Atomic Oxygen Durability of Uncoated and Coated High-Frequency Circuit Materials

Abstract

Different materials were considered for high-frequency circuit applications requiring exposure to low Earth orbit (LEO) space environment. The potential candidates were TMM3 which is a ceramic thermoset polymer composite, and RO4003 which is a glass reinforced hydrocarbon/ceramic laminate, both manufactured by Rogers Corporation (USA). Various constituents of the space environment can affect these materials’ properties. Atomic oxygen is considered the most hazardous component since it may cause degradation of these materials by etching and/or changing the chemical composition. The candidate materials were tested by exposure to different equivalent atomic oxygen (ATOX) fluences of up to 1.9 × 1021 atoms cm−2. The effects of the atomic oxygen exposures were studied by means of scanning electron microscopy (SEM), energy dispersive x-ray spectroscopy (EDS), atomic force microscopy (AFM) and mass loss measurements. Both materials were degraded under ATOX exposure, resulting in intensive mass loss as well as changes in surface morphology and chemistry.

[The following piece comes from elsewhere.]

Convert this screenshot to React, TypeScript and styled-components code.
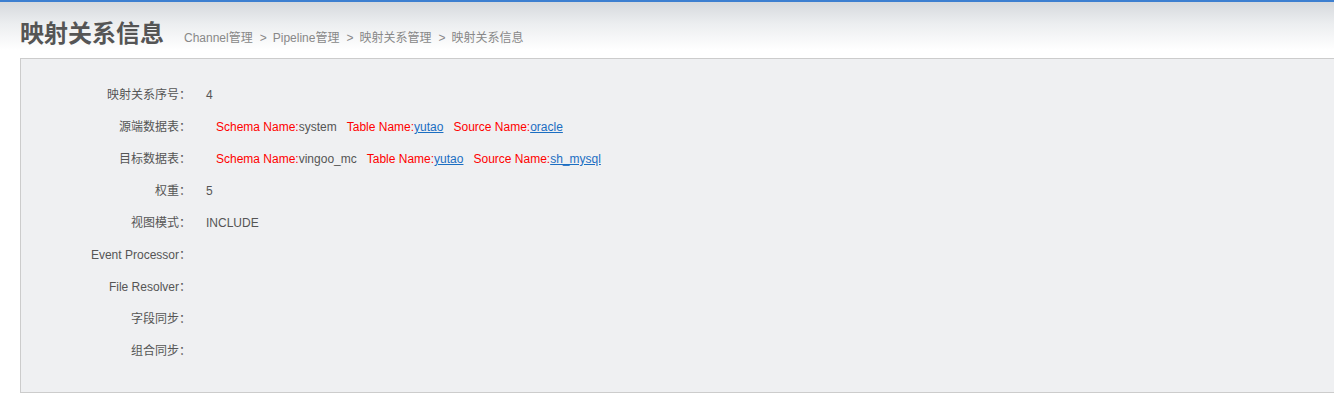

In order to protect these materials in the LEO environment several protective coatings were evaluated for TMM3. The protective coatings tested were SiO2, CV1144-0 (a clear silicone coating) and SG120FD (a white silicone paint). SG120FD was found to provide the best protection against ATOX irradiation attack, while CV1144-0 provided a sufficient, though somewhat inferior protection.